I remember the first time my wife left me at home alone with our first son, Josiah. Her mom was visiting us in Oregon and wanted to go out shopping. My wife looked at me and said, “Can I leave him here with you?” On the outside I said, “Of course.” On the inside I was screaming, “Are you kidding me? I’m not ready to do this. I have no idea what I’m doing.” There we sat, in our apartment, a stare off with my son and I feared this new way of life.
Since that moment, nothing in our lives has come easy. I am a father of 4 with the older 3 my boys and the youngest is a girl. All three of my boys have Autism, with my oldest being the most severe on the spectrum. He has Tourettes and doesn’t communicate except in movie lines. (He also thinks he is Batman). My second oldest is the equivalent of Sheldon Cooper, just less social. My youngest boy is mostly your average boy except he has a difficult time grasping age appropriate concepts.
I am comfortable with my family now, but it wasn’t always this way. My wife and I struggled to go out in public with the boys just because of the scene it caused at times. When I say my oldest has Tourettes, it’s not what you think. Most people picture vulgarities spewing out of his mouth, but generally he just has random twitches and noises. It tends to escalate when he is in a louder environment. So as you can imagine, it is obvious when we are out in public, something is different with our family.

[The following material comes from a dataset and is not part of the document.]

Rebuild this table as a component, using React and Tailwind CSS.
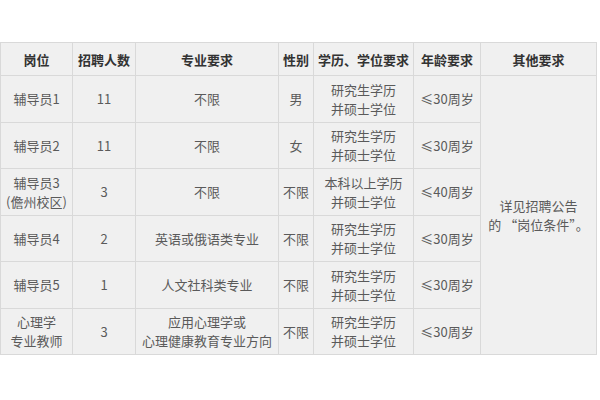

There were times when Josiah was younger where we’d go out and a stranger would have the nerve to tell us we ruined their dining experience. The thing that bothered me the most, was I as a dad always tried to control him. So the version of Josiah that people out in public saw was the calmed down version because I was constantly trying to control every behavior and quirk. As you can imagine, every public encounter with someone who judged us without trying to understand left me feeling awkward emotionally.

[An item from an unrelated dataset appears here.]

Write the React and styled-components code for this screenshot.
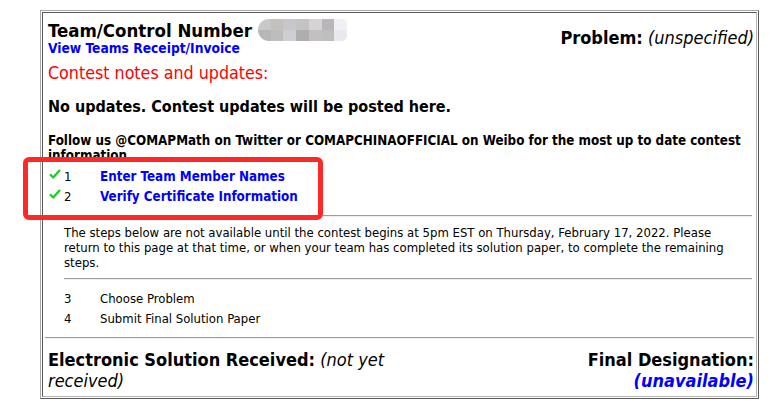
import React from "react";
import styled, { createGlobalStyle } from "styled-components";

const Global = createGlobalStyle`
  html, body { margin: 0; padding: 0; background: #fff; }
  body {
    font-family: "DejaVu Sans Condensed", "DejaVu Sans", sans-serif;
    font-stretch: condensed;
    color: #000;
  }
`;

const Page = styled.div`
  position: relative;
  width: 780px;
  height: 416px;
  padding: 10px 0 0 40px;
  box-sizing: border-box;
`;

const Frame = styled.div`
  width: 719px;
  box-sizing: border-box;
  border: 1px solid;
  border-color: #a8a8a8 #5a5a5a #5a5a5a #a8a8a8;
  padding: 1px;
`;

const Cell = styled.div`
  border: 1px solid;
  border-color: #5a5a5a #b4b4b4 #b4b4b4 #5a5a5a;
  padding: 6px 2px 5px 2px;
`;

const Header = styled.div`
  display: flex;
  align-items: center;
  justify-content: space-between;
  padding: 0 0 0 3px;
`;

const TitleBlock = styled.div`
  display: flex;
  flex-direction: column;
`;

const Title = styled.div`
  font-size: 18.5px;
  font-weight: 700;
  line-height: 21px;
  display: flex;
  align-items: center;
`;

const Redacted = styled.span`
  display: inline-grid;
  grid-template-columns: repeat(7, 1fr);
  grid-template-rows: 1fr 1fr;
  width: 89px;
  height: 22px;
  margin-left: 6px;
  border-radius: 11px 5px 5px 11px;
  overflow: hidden;
  filter: blur(0.4px);
`;

const Tile = styled.span`
  background: ${(p) => p.$c};
`;

const Link = styled.a`
  font-size: 13.7px;
  font-weight: 700;
  line-height: 15px;
  color: #0000ff;
  text-decoration: none;
`;

const Label = styled.span`
  font-weight: 700;
`;

const Value = styled.span`
  font-style: italic;
  font-weight: ${(p) => (p.$bold ? 700 : 400)};
  color: ${(p) => p.$color || "#000"};
`;

const ProblemLine = styled.div`
  font-size: 18px;
  line-height: 21px;
  text-align: right;
`;

const Body = styled.div`
  padding: 0 0 0 3px;
`;

const NotesHeading = styled.div`
  margin-top: 7px;
  font-size: 17.7px;
  line-height: 20px;
  color: #ff0000;
`;

const Updates = styled.div`
  margin-top: 14px;
  font-size: 16px;
  font-weight: 700;
  line-height: 20px;
`;

const Follow = styled.div`
  margin-top: 16px;
  font-size: 13.3px;
  font-weight: 700;
  line-height: 15px;
`;

const StepList = styled.div`
  margin-top: ${(p) => p.$top}px;
  display: flex;
  flex-direction: column;
`;

const StepRow = styled.div`
  display: grid;
  grid-template-columns: 16px 36px auto;
  align-items: center;
  height: 20px;
  line-height: 20px;
`;

const Check = styled.span`
  display: flex;
  align-items: center;
  padding-left: 1px;
  margin-top: -6px;
`;

const StepNum = styled.span`
  font-size: 13px;
`;

const StepName = styled.span`
  font-size: ${(p) => (p.$done ? 13.3 : 13)}px;
  font-weight: ${(p) => (p.$done ? 700 : 400)};
  color: ${(p) => (p.$done ? "#0000ff" : "#000")};
`;

const Indented = styled.div`
  margin-left: 16px;
  margin-right: 2px;
`;

const Rule = styled.hr`
  margin: ${(p) => p.$top}px 0 0 0;
  border: 0;
  border-top: 1px solid #9c9c9c;
  border-bottom: 1px solid #eeeeee;
  height: 0;
`;

const Notice = styled.p`
  margin: 8px 10px 0 0;
  font-size: 13px;
  line-height: 15px;
`;

const Footer = styled.div`
  margin-top: 10px;
  display: grid;
  grid-template-columns: 1fr 1fr;
  font-size: 18px;
  line-height: 21px;
  padding: 0 0 0 3px;
`;

const FooterLeft = styled.div`
  padding-right: 10px;
`;

const FooterRight = styled.div`
  text-align: right;
  display: flex;
  flex-direction: column;
`;

const Annotation = styled.div`
  position: absolute;
  left: 23px;
  top: 157px;
  width: 300px;
  height: 63px;
  box-sizing: border-box;
  border: 5px solid #ff2828;
  border-radius: 6px;
  pointer-events: none;
`;

const tiles = [
  "#c8c8c8", "#c3c0be", "#c6c6cb", "#c4c2c2", "#d6d4d2", "#b8b6bb", "#f0f0f4",
  "#b8b6b6", "#bebcbc", "#cfcfd3", "#b0adae", "#c2c0c0", "#bfbdbd", "#e8e9ef",
];

const CheckIcon = () => (
  <svg width="12" height="10" viewBox="0 0 12 10">
    <path d="M1 5.2 L4.2 8.6 L11 1" fill="none" stroke="#19d019" strokeWidth="2.2" strokeLinejoin="round" />
  </svg>
);

const doneSteps = [
  { n: 1, name: "Enter Team Member Names" },
  { n: 2, name: "Verify Certificate Information" },
];
const laterSteps = [
  { n: 3, name: "Choose Problem" },
  { n: 4, name: "Submit Final Solution Paper" },
];

export default function App() {
  return (
    <>
      <Global />
      <Page>
        <Frame>
          <Cell>
            <Header>
              <TitleBlock>
                <Title>
                  Team/Control Number
                  <Redacted>
                    {tiles.map((c, i) => (
                      <Tile key={i} $c={c} />
                    ))}
                  </Redacted>
                </Title>
                <Link href="#">View Teams Receipt/Invoice</Link>
              </TitleBlock>
              <ProblemLine>
                <Label>Problem:</Label> <Value>(unspecified)</Value>
              </ProblemLine>
            </Header>
            <Body>
              <NotesHeading>Contest notes and updates:</NotesHeading>
              <Updates>No updates. Contest updates will be posted here.</Updates>
              <Follow>
                Follow us @COMAPMath on Twitter or COMAPCHINAOFFICIAL on Weibo for the most up to date contest information
              </Follow>
              <StepList $top={4}>
                {doneSteps.map((s) => (
                  <StepRow key={s.n}>
                    <Check>
                      <CheckIcon />
                    </Check>
                    <StepNum>{s.n}</StepNum>
                    <StepName $done>{s.name}</StepName>
                  </StepRow>
                ))}
              </StepList>
              <Indented>
                <Rule $top={8} />
                <Notice>
                  The steps below are not available until the contest begins at 5pm EST on Thursday, February 17, 2022. Please return to this page at that time, or when your team has completed its solution paper, to complete the remaining steps.
                </Notice>
                <Rule $top={8} />
              </Indented>
              <StepList $top={9}>
                {laterSteps.map((s) => (
                  <StepRow key={s.n}>
                    <span />
                    <StepNum>{s.n}</StepNum>
                    <StepName>{s.name}</StepName>
                  </StepRow>
                ))}
              </StepList>
            </Body>
            <Rule $top={8} />
            <Footer>
              <FooterLeft>
                <Label>Electronic Solution Received:</Label> <Value>(not yet received)</Value>
              </FooterLeft>
              <FooterRight>
                <Label>Final Designation:</Label>
                <Value $bold $color="#0000ff">(unavailable)</Value>
              </FooterRight>
            </Footer>
          </Cell>
        </Frame>
        <Annotation />
      </Page>
    </>
  );
}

I am a people pleaser by nature, and the more often it happened, the more I would shutdown emotionally and the less we would go out publicly. If we wanted food from outside the house from a nice restaurant, we would order it to go. If we had to run to the store, I would sit in the car with the kids even if it took Wendy an hour and a half. All because I thought I was protecting my children from the world and unbeknownst to me, I was creating an oppressive environment within my own home.
Anytime the boys quirks would arise, I’d try to control it. I honestly believed it could be controlled and if it was controlled, then we could appear like a normal everyday family. Now I know how selfish that truly is.

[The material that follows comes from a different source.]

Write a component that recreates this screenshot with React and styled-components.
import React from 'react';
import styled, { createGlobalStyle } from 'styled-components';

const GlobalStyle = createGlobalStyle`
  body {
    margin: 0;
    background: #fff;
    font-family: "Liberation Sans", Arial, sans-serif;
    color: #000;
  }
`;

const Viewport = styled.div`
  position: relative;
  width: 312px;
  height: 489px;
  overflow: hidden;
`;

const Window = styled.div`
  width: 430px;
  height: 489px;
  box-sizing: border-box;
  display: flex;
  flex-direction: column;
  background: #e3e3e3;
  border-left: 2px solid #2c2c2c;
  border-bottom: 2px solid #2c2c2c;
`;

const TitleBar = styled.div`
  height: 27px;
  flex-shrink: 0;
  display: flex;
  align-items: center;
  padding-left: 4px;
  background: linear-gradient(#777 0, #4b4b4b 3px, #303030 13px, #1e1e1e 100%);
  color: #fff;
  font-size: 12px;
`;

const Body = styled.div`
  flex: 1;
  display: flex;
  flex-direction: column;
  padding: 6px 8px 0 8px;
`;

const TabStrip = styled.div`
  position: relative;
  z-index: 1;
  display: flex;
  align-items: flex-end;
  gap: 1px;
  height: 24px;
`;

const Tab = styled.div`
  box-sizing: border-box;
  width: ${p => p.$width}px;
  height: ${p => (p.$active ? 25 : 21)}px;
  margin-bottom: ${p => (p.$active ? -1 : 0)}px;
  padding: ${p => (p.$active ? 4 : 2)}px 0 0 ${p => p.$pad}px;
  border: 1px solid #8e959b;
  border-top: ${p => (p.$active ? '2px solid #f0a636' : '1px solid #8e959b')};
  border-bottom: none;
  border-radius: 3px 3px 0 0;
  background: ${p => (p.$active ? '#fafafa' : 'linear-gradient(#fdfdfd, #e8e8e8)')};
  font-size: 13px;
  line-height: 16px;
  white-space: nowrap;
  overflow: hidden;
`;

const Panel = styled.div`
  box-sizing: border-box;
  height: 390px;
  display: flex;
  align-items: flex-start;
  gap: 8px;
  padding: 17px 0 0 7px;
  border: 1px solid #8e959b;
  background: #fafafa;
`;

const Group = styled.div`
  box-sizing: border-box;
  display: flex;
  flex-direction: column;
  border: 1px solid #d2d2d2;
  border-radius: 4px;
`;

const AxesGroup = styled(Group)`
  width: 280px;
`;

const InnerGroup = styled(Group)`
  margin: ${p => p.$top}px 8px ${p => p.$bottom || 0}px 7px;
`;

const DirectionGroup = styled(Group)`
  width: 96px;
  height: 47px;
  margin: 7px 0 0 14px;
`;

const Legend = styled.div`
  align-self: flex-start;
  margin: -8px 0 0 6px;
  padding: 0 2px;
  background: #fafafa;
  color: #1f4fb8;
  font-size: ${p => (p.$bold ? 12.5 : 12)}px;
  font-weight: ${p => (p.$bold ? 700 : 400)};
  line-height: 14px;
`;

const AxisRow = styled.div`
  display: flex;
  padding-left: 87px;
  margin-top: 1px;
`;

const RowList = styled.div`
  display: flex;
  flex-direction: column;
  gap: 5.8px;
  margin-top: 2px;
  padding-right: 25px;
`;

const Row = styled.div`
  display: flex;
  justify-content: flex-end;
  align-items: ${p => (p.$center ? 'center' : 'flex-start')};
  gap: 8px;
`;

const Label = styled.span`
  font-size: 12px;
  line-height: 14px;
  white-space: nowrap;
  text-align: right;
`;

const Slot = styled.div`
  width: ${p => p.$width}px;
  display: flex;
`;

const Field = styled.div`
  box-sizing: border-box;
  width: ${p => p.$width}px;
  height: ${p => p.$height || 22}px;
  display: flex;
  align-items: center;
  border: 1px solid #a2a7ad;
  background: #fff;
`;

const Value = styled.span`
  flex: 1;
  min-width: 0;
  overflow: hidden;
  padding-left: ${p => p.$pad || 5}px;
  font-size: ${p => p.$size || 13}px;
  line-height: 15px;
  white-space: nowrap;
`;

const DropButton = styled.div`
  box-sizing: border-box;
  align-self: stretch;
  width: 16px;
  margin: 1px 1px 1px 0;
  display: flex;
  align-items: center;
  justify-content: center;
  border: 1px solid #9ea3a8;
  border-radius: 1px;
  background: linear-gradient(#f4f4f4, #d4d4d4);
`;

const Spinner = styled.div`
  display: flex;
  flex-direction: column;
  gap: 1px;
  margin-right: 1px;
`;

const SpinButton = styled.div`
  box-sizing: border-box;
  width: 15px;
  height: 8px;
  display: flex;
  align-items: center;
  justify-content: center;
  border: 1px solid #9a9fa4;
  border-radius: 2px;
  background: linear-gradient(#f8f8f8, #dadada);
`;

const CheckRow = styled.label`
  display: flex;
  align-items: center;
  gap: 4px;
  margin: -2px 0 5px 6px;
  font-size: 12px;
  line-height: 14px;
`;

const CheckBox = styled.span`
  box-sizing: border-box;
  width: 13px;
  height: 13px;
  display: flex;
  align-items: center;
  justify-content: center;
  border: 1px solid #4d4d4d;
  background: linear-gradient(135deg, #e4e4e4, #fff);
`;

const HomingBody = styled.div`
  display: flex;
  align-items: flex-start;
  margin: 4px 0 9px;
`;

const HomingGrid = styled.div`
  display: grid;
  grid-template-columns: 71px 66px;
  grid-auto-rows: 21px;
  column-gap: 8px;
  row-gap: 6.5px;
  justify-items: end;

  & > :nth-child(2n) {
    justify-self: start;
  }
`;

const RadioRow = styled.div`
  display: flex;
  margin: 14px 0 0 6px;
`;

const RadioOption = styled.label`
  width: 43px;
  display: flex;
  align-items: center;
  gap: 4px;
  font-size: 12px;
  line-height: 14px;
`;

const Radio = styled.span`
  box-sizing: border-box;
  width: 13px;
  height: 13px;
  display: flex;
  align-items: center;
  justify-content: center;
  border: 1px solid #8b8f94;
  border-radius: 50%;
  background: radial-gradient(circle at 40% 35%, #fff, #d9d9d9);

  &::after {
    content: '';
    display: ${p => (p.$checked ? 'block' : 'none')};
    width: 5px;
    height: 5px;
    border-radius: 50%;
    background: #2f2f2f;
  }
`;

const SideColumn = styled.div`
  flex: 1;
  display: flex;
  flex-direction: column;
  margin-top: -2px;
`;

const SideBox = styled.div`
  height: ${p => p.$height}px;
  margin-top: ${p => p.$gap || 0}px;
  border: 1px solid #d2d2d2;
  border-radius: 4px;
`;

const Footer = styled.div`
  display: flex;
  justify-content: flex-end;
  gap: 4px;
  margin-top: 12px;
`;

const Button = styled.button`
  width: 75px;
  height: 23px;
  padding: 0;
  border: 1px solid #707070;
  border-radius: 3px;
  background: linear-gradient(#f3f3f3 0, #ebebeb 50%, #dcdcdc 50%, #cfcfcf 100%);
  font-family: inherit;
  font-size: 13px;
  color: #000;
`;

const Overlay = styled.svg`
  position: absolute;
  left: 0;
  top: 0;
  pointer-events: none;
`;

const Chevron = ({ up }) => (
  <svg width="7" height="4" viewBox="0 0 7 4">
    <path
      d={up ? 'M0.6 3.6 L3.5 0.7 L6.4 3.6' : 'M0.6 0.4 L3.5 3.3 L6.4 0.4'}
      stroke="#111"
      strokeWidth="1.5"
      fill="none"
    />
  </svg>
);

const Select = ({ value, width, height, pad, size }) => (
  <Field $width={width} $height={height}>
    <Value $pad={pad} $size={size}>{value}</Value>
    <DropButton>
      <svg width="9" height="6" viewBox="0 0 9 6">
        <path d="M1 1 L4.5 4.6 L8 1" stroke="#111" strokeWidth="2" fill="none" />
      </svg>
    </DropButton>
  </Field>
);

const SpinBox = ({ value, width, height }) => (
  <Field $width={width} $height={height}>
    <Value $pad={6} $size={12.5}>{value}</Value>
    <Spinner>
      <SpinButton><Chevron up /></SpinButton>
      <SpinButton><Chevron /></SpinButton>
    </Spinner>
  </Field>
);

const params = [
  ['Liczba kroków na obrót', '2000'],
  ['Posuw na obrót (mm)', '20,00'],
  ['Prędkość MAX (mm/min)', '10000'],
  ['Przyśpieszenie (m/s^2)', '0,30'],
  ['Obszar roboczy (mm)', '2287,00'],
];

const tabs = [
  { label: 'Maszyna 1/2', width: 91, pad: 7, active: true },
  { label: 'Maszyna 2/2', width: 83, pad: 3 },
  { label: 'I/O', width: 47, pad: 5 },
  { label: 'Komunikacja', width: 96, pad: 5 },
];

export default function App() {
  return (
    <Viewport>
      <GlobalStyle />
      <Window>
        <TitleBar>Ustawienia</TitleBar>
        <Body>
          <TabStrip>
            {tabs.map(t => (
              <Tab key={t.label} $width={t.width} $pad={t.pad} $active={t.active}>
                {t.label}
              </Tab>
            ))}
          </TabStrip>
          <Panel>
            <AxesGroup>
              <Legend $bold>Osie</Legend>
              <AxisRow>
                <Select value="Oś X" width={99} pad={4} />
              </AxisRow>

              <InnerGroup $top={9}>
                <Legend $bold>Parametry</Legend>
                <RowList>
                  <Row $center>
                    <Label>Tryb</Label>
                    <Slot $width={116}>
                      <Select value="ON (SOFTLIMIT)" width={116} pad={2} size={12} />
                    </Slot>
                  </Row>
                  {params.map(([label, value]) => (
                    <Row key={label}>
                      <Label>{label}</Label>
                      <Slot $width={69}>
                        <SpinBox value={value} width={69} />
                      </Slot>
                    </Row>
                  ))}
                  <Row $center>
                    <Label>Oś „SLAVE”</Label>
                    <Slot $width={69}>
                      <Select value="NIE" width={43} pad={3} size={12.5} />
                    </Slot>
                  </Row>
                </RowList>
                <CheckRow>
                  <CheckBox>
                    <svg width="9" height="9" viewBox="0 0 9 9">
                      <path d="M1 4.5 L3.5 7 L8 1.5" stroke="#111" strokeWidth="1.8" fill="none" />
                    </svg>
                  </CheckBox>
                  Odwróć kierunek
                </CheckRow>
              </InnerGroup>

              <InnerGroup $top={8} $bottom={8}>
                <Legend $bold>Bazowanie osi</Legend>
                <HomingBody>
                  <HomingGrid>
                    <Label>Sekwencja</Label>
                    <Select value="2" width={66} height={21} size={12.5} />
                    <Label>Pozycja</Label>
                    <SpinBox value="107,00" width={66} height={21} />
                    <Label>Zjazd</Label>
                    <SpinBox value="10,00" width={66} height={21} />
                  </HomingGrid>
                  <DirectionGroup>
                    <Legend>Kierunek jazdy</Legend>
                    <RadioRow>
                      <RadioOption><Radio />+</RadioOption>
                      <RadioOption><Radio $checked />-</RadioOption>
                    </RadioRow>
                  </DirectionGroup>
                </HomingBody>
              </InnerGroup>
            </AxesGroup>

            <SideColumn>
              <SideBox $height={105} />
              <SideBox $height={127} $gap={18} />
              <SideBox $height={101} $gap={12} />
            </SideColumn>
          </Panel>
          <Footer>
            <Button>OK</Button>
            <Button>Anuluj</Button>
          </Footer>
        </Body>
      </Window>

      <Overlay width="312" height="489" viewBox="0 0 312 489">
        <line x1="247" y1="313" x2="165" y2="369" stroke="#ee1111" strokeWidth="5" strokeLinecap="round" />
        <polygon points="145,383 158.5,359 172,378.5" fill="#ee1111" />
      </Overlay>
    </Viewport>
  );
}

God has done a lot of work on my own heart. My awakening came when I realized if I didn’t show my children the heart of God, then I as a parent have failed my kids. He opened my eyes to see that each child in their own uniqueness is a gift. A gift that He can use for a greater purpose. For about 5 years now, my wife and I decided that we don’t care about public opinion anymore. We also do our best to let our kids be themselves. So instead, I have encouraged each of them, that they are beautifully and wonderfully made in the image of God, and they all have a God given purpose.